AMD-Xilinx has created a collection of VCU targeted reference designs (TRDs) which provide all the required sources, project files, and recipes to recreate system-level designs to evaluate connectivity, processing, and codec components together and get a jump-start on tailoring to your specific application requirements. One of these TRD modules supports the new 4:4:4 full chroma mode implemented on the Zynq UItraScale+ MPSoC ZCU106 Evaluation Kit, which you can download and start working with straight away! 

Design Module

Description

YUV444 Video Capture and Display*

VCU-based HDMI/DisplayPort video design to highlight YUV444 8-bit and 10-bit functionality

* It is linked to Vivado 2022.1 version. Check out the Zynq UltraScale+ MPSoC TRD home page for the latest versions

The ability to now stream 4:4:4 content through the VCU makes it interesting for KVM, control room, and other applications using desktop graphics.

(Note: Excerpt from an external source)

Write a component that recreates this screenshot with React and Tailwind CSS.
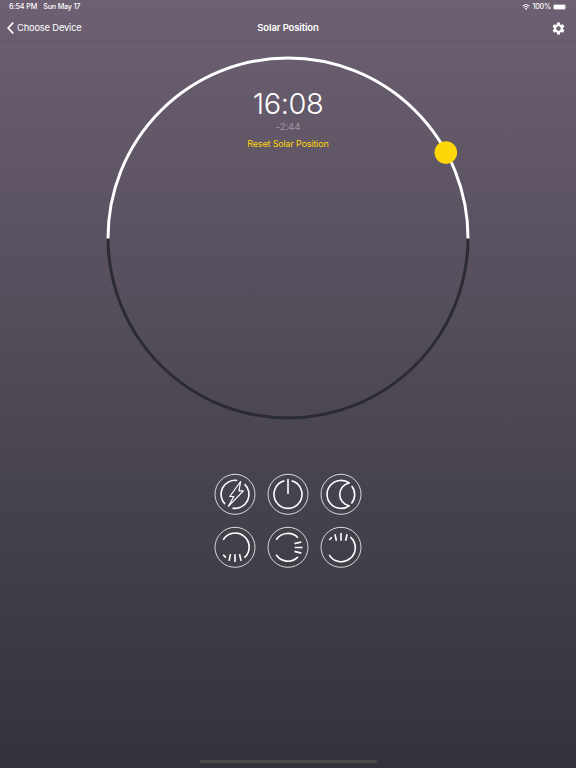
const MODES = [
  {
    name: "flash",
    paths: [
      "M23.2 7.2A14 14 0 0 0 11 30.8",
      "M30.6 10.8A14 14 0 0 1 18.5 34.8",
    ],
    thin: "M26.6 8.2L15.8 23.2L19.8 23.2L14.4 33L29.4 17.6L25 17.6Z",
  },
  {
    name: "power",
    paths: ["M17.4 7.5A14 14 0 1 0 24.6 7.5", "M21 5.8V20.6"],
  },
  {
    name: "moon",
    paths: [
      "M29.2 9.7A14 14 0 1 0 29.2 32.5A11.6 11.6 0 0 1 29.2 9.7Z",
      "M31.7 12.6A14 14 0 0 1 31.4 30.3",
    ],
  },
  {
    name: "sunrise",
    paths: [
      "M9.2 13.5A14 14 0 1 1 30.4 31.3",
      "M9.2 28.4L11.8 31.3M16.5 27.8L15.1 34.6M21 28V35.8M25.5 27.8L27.1 34.6",
    ],
  },
  {
    name: "midday",
    paths: [
      "M9.2 13.5A14 14 0 0 1 31 11.4",
      "M9.2 28.5A14 14 0 0 0 31 30.6",
      "M27.5 17.3L34.3 15.7M27.8 21.2H35.5M27.5 25.1L34.3 26.8",
    ],
  },
  {
    name: "sunset",
    paths: [
      "M30.4 10.8A14 14 0 1 1 9.2 28.5",
      "M9.3 13.7L11.8 11M14.9 8L16.4 14.4M21 6.6V14.4M27.1 8L25.6 14.4",
    ],
  },
];

function StatusBar() {
  return (
    <div className="flex h-[14px] items-center justify-between pl-[9px] pr-[9px] text-[7.2px] font-medium leading-none">
      <div className="flex gap-[6px] tracking-[-0.1px]">
        <span>6:54 PM</span>
        <span className="tracking-[-0.2px]">Sun May 17</span>
      </div>
      <div className="flex items-center gap-[2px]">
        <svg width="8" height="6" viewBox="0 0 16 12" fill="currentColor">
          <path d="M8 12L5.5 9.3a3.6 3.6 0 0 1 5 0Z" />
          <path
            d="M3.4 7a6.5 6.5 0 0 1 9.2 0M1 4.3a10 10 0 0 1 14 0"
            fill="none"
            stroke="currentColor"
            strokeWidth="2"
          />
        </svg>
        <span className="tracking-[-0.2px]">100%</span>
        <svg width="14" height="6" viewBox="0 0 14 6">
          <rect x=".25" y=".25" width="12.3" height="5.5" rx="1.5" fill="none" stroke="#b5afb7" strokeWidth=".5" />
          <rect x=".7" y=".7" width="11.4" height="4.6" rx="1.1" fill="#fff" />
          <path d="M13.2 2v2q.6-.3.6-1t-.6-1" fill="#b5afb7" />
        </svg>
      </div>
    </div>
  );
}

function NavBar() {
  return (
    <nav className="grid h-7 grid-cols-3 items-center border-b border-[#62586a] pl-[7px] pr-[11px] pt-px text-[9.3px]">
      <button className="flex items-center gap-[3px]">
        <svg width="7" height="12" viewBox="0 0 7 12" fill="none" stroke="currentColor" strokeWidth="1.7">
          <path d="M6.2.6L1.2 6L6.2 11.4" />
        </svg>
        <span className="tracking-[-0.15px]">Choose Device</span>
      </button>
      <h1 className="pl-1 text-center text-[9.5px] font-semibold tracking-[-0.12px]">
        Solar Position
      </h1>
      <button className="justify-self-end" aria-label="Settings">
        <svg width="13" height="13" viewBox="1.5 1.5 21 21" fill="currentColor">
          <path d="M19.14 12.94c.04-.3.06-.61.06-.94 0-.32-.02-.64-.07-.94l2.03-1.58a.49.49 0 0 0 .12-.61l-1.92-3.32a.488.488 0 0 0-.59-.22l-2.39.96c-.5-.38-1.03-.7-1.62-.94l-.36-2.54a.484.484 0 0 0-.48-.41h-3.84c-.24 0-.43.17-.47.41l-.36 2.54c-.59.24-1.13.57-1.62.94l-2.39-.96c-.22-.08-.47 0-.59.22L2.74 8.87c-.12.21-.08.47.12.61l2.03 1.58c-.05.3-.09.63-.09.94s.02.64.07.94l-2.03 1.58a.49.49 0 0 0-.12.61l1.92 3.32c.12.22.37.29.59.22l2.39-.96c.5.38 1.03.7 1.62.94l.36 2.54c.05.24.24.41.48.41h3.84c.24 0 .44-.17.47-.41l.36-2.54c.59-.24 1.13-.56 1.62-.94l2.39.96c.22.08.47 0 .59-.22l1.92-3.32c.12-.22.07-.47-.12-.61zM12 15.6A3.6 3.6 0 1 1 12 8.4a3.6 3.6 0 0 1 0 7.2" />
        </svg>
      </button>
    </nav>
  );
}

function SolarDial() {
  return (
    <section className="relative mx-auto mt-[14px] h-[364px] w-[364px]">
      <svg className="absolute inset-0" width="364" height="364" viewBox="0 0 364 364" fill="none">
        <path d="M2 182A180 180 0 0 0 362 182" stroke="#2b2c32" strokeWidth="3" />
        <path d="M2 182.4V182A180 180 0 0 1 362 182V182.4" stroke="#fff" strokeWidth="3" />
        <circle cx="339.8" cy="96.6" r="11.3" fill="#ffd60a" />
      </svg>
      <div className="relative flex flex-col items-center pt-[32px]">
        <span className="text-[29px] font-[350] leading-[32px] tracking-[-0.4px]">16:08</span>
        <span className="mt-[1px] text-[9.6px] leading-[12px] tracking-[-0.1px] text-[#9d97a1]">-2:44</span>
        <button className="mt-[5px] text-[9px] leading-[12px] tracking-[-0.15px] text-[#ffd60a]">
          Reset Solar Position
        </button>
      </div>
    </section>
  );
}

function ModeButton({ mode }) {
  return (
    <button aria-label={mode.name} className="h-[42px] w-[42px]">
      <svg width="42" height="42" viewBox="0 -0.3 42 42" fill="none" stroke="#fff">
        <circle cx="21" cy="21" r="20" strokeWidth="0.8" />
        {mode.paths.map((d) => (
          <path key={d} d={d} strokeWidth="1.6" strokeLinejoin="round" />
        ))}
        {mode.thin && <path d={mode.thin} strokeWidth="1.2" strokeLinejoin="round" />}
      </svg>
    </button>
  );
}

export default function App() {
  return (
    <main className="flex h-screen w-full flex-col overflow-hidden bg-linear-to-b from-[#6d6072] to-[#32333a] font-['Inter','Liberation_Sans',sans-serif] text-white">
      <StatusBar />
      <NavBar />
      <SolarDial />
      <div className="mx-auto mt-[53px] grid grid-cols-3 gap-[11px]">
        {MODES.map((mode) => (
          <ModeButton key={mode.name} mode={mode} />
        ))}
      </div>
      <div className="mx-auto mb-[5px] mt-auto h-[3px] w-[177px] rounded-full bg-[#4b4b4c]" />
    </main>
  );
}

Of course, H.264/H.265 isn’t the only way to stream such content, with lightweight mezzanine codecs such as JPEG XS and Colibri offering 4:4:4 at higher quality and lower latency. Still, they don’t offer the same compression ratios, so can’t reduce the bandwidth as much. The wonderful thing about building on adaptive computing platforms from AMD-Xilinx is that you can easily evaluate and choose the right codec, or do both H.264/H.265 and mezzanine compression in parallel for local and remote streaming. It really depends on your use case, but we’re here to help you decide!